Example 1.1: NORM.DIST less than or equal to 5.0

Because we already have the mean and standard deviation, we can use the cell names in the formula instead of typing out the number.

For the cumulative section, we will type "TRUE" to indicate that we want the probability that a point is less than or equal to the "x" value.

After entering the formula, we get a value that shows the probability of a value being less than or equal to 5.0 if our distribution is normal. This probability is approximately .4428, denoted as P(x≤5.0)≈.4428, or 44.28%.

Example 1.2: NORM.DIST greater or equal to 5.0.

In reference to example 1.1, we can subtract .4428 from 1, which would give us the inverse of what we previously calculated.

So, if our distribution is normal, the probability of a value being greater than or equal to 5.0 would be approximately .5572, denoted as P(x≥5.0)≈.5572, or 55.72%.

Example 2.1: NORM.DIST equal to 5.0

Because we have already calculated the mean and standard deviation, we can use the respective cell names in the formula instead of manually typing in the numbers.

For the cumulative section, we will type "FALSE" to indicate we are looking for the probability of a value equaling the "x" value.

By entering our formula, we can now interpret that if our data was normally distributed, the chance of a value being 5 is .1549, denoted as P(x=5.0)≈.1549, or 15.49%.

Example 2.2: NORM.DIST is not equal to 5.0

For example 2.1, we can subtract .1549 from 1, which will get us .8451, denoted as P(x≠5.0)≈.8451, or 84.51%.

This means that if our data were normally distributed, there would be an 84.51% chance that a random value would not be 5.0.

## Error messages with NORM.DIST Function

As mentioned above, the user must precisely input data into Excel formulas to get accurate outputs.

Nevertheless, mistakes are bound to happen, so we will discuss some common mistakes users make that lead to error messages.

• #NUM!: This message will display in the cell if the standard deviation is zero or a negative number. A negative standard deviation is not mathematically correct, and a standard deviation of 0 indicates no variation within the data points.

• Users can fix this problem by entering a valid standard deviation. Users may choose to recalculate the standard deviation by using its Excel formula.

• #VALUE!: This message will display in the cell if the standard deviation and/or the mean are non-numerical values.

• Users can fix this issue by entering a numerical standard deviation and/or mean.

These errors exist because it alerts the user that they have inputted values that are not mathematically sound. Statistics require precision; these error messages help the user get exact probabilities.

Excel is a helpful tool but requires some critical thinking to use efficiently.
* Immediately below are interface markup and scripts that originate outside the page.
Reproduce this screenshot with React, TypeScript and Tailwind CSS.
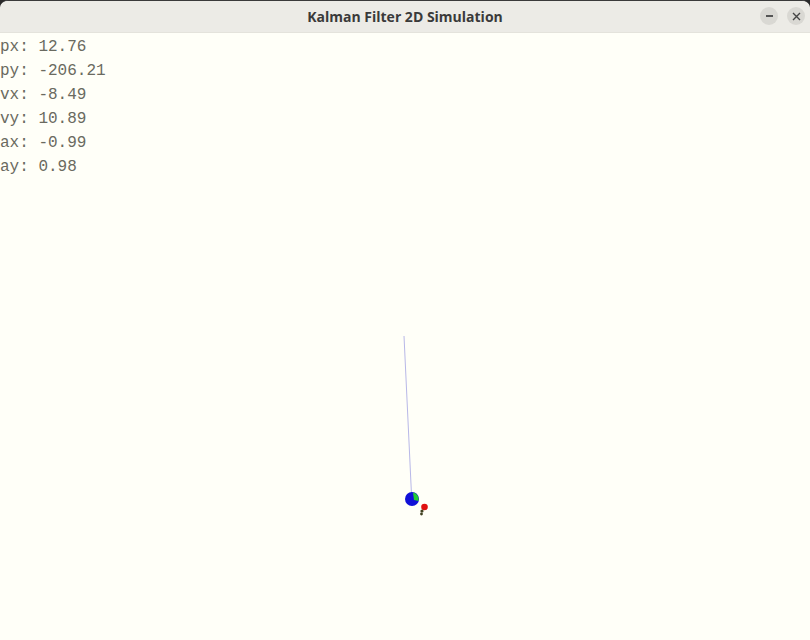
import React from "react";

const lines = [
  ["px", "12.76"],
  ["py", "-206.21"],
  ["vx", "-8.49"],
  ["vy", "10.89"],
  ["ax", "-0.99"],
  ["ay", "0.98"],
];

export default function App() {
  return (
    <div className="w-[810px] h-[640px] bg-[#2a2a2a] overflow-hidden">
      <div className="w-full h-full rounded-t-[8px] overflow-hidden flex flex-col bg-[#fffff8] border-t border-[#3a3a3a]">
        <div className="h-[32px] shrink-0 bg-[#ecebe6] relative flex items-center justify-center border-b border-[#e4e3dc]">
          <span
            className="text-[14px] font-bold text-[#3a3a3a]"
            style={{ fontFamily: "'Open Sans', 'Noto Sans', sans-serif" }}
          >
            Kalman Filter 2D Simulation
          </span>
          <div className="absolute right-[5px] top-[6px] flex gap-[9px]">
            <div className="w-[18px] h-[18px] rounded-full bg-[#d9d8d3] flex items-center justify-center">
              <div className="w-[7px] h-[1.5px] bg-[#555]" />
            </div>
            <div className="w-[18px] h-[18px] rounded-full bg-[#d9d8d3] flex items-center justify-center">
              <svg width="9" height="9" viewBox="0 0 9 9">
                <path d="M1 1 L8 8 M8 1 L1 8" stroke="#444" strokeWidth="1.4" />
              </svg>
            </div>
          </div>
        </div>
        <div className="relative flex-1">
          <div
            className="pt-[2px] text-[16px] leading-[24px] text-[#6a6a60]"
            style={{ fontFamily: "'Liberation Mono', monospace" }}
          >
            {lines.map(([k, v]) => (
              <div key={k} className="whitespace-pre">
                {k}: {v}
              </div>
            ))}
          </div>
          <svg className="absolute left-0 top-0" width="810" height="607">
            <line x1="404" y1="303" x2="411.5" y2="462" stroke="#b8b8e8" strokeWidth="1" />
            <circle cx="412" cy="466" r="7" fill="#1010d8" />
            <path d="M413 459.5 A7 7 0 0 1 418.5 468 L414 467 Z" fill="#22cc33" />
            <circle cx="424.5" cy="474" r="3.3" fill="#e01010" />
            <circle cx="422" cy="478" r="1.6" fill="#404020" />
            <circle cx="421.5" cy="481" r="1.4" fill="#404020" />
          </svg>
        </div>
      </div>
    </div>
  );
}
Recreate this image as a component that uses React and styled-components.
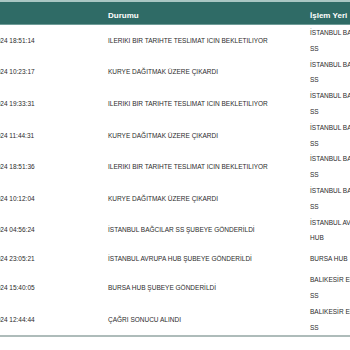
import React from "react";
import styled, { createGlobalStyle } from "styled-components";

const rows = [
    { date: "18.04.2024 18:51:14", status: "ILERIKI BIR TARIHTE TESLIMAT ICIN BEKLETILIYOR", place: "İSTANBUL BAĞCILAR SS" },
    { date: "17.04.2024 10:23:17", status: "KURYE DAĞITMAK ÜZERE ÇIKARDI", place: "İSTANBUL BAĞCILAR SS" },
    { date: "16.04.2024 19:33:31", status: "ILERIKI BIR TARIHTE TESLIMAT ICIN BEKLETILIYOR", place: "İSTANBUL BAĞCILAR SS" },
    { date: "16.04.2024 11:44:31", status: "KURYE DAĞITMAK ÜZERE ÇIKARDI", place: "İSTANBUL BAĞCILAR SS" },
    { date: "15.04.2024 18:51:36", status: "ILERIKI BIR TARIHTE TESLIMAT ICIN BEKLETILIYOR", place: "İSTANBUL BAĞCILAR SS" },
    { date: "15.04.2024 10:12:04", status: "KURYE DAĞITMAK ÜZERE ÇIKARDI", place: "İSTANBUL BAĞCILAR SS" },
    { date: "15.04.2024 04:56:24", status: "İSTANBUL BAĞCILAR SS ŞUBEYE GÖNDERİLDİ", place: "İSTANBUL AVRUPA HUB" },
    { date: "14.04.2024 23:05:21", status: "İSTANBUL AVRUPA HUB ŞUBEYE GÖNDERİLDİ", place: "BURSA HUB" },
    { date: "14.04.2024 15:40:05", status: "BURSA HUB ŞUBEYE GÖNDERİLDİ", place: "BALIKESİR EDREMİT SS" },
    { date: "14.04.2024 12:44:44", status: "ÇAĞRI SONUCU ALINDI", place: "BALIKESİR EDREMİT SS" },
];

const GlobalStyle = createGlobalStyle`
    html, body {
        margin: 0;
        padding: 0;
        background: #ffffff;
        font-family: "Liberation Sans", Arial, sans-serif;
    }
`;

export default function App() {
    return (
        <>
            <GlobalStyle />
            <Viewport>
                <Table>
                    <colgroup>
                        <col style={{ width: 133 }} />
                        <col style={{ width: 202 }} />
                        <col style={{ width: 86 }} />
                        <col style={{ width: 120 }} />
                    </colgroup>
                    <thead>
                        <tr>
                            <Th>Tarih</Th>
                            <Th>Durumu</Th>
                            <Th>İşlem Yeri</Th>
                            <Th>Açıklama</Th>
                        </tr>
                    </thead>
                    <tbody>
                        {rows.map((r, i) => (
                            <Row key={i}>
                                <Td>{r.date}</Td>
                                <Td>{r.status}</Td>
                                <Td>{r.place}</Td>
                                <Td></Td>
                            </Row>
                        ))}
                    </tbody>
                </Table>
            </Viewport>
        </>
    );
}

const Viewport = styled.div`
    width: 350px;
    height: 350px;
    overflow: hidden;
    background: #ffffff;
`;

const Table = styled.table`
    margin-left: -33px;
    border-collapse: collapse;
    table-layout: fixed;
    width: 541px;
    border-bottom: 2px solid #aebcba;
`;

const Th = styled.th`
    height: 18px;
    padding: 4px 8px 0;
    text-align: left;
    font-size: 8px;
    font-weight: 700;
    color: #ffffff;
    background: #2f6b66;
    border-top: 2px solid #a9c6c3;
    border-bottom: 1px solid #6f9c98;
    white-space: nowrap;
`;

const Row = styled.tr`
    height: 26px;
`;

const Td = styled.td`
    padding: 0 8px;
    font-size: 6.5px;
    line-height: 15.8px;
    color: #2b2b2b;
    vertical-align: middle;
`;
However, by understanding the statistics behind the function and the arguments the formula requires, a user can avoid these error messages and receive highly accurate outputs.

## Difference between NORM.DIST, NORMDIST, and NORM.S.DIST

Along with the normal distribution formula, denoted as NORM.DIST, there is a standard normal distribution formula, denoted as NORM.S.DIST

In older versions of Microsoft Excel, NORM.DIST was written as NORMDIST, and either will work on current versions of the application.

NORM.DIST and NORM.S.DIST are theoretically very similar, as they are both used to calculate probabilities. However, a standard normal distribution can only be used when the mean is 0, and the standard deviation is 1.

Thus, in the examples provided above, we cannot use NORM.S.DIST unless we were to standardize the distribution.

Also, the Excel formulas are quite different for these two. As previously mentioned, the formula for a normal distribution is NORM.DIST(x, mean, standard_dev, cumulative).

The formula for a standard normal distribution is NORM.S.DIST(z, cumulative). The "z" (as in z-score) is similar to "x," as they are both the values wanted for the distribution, and the "cumulative" part is the same in both formulas.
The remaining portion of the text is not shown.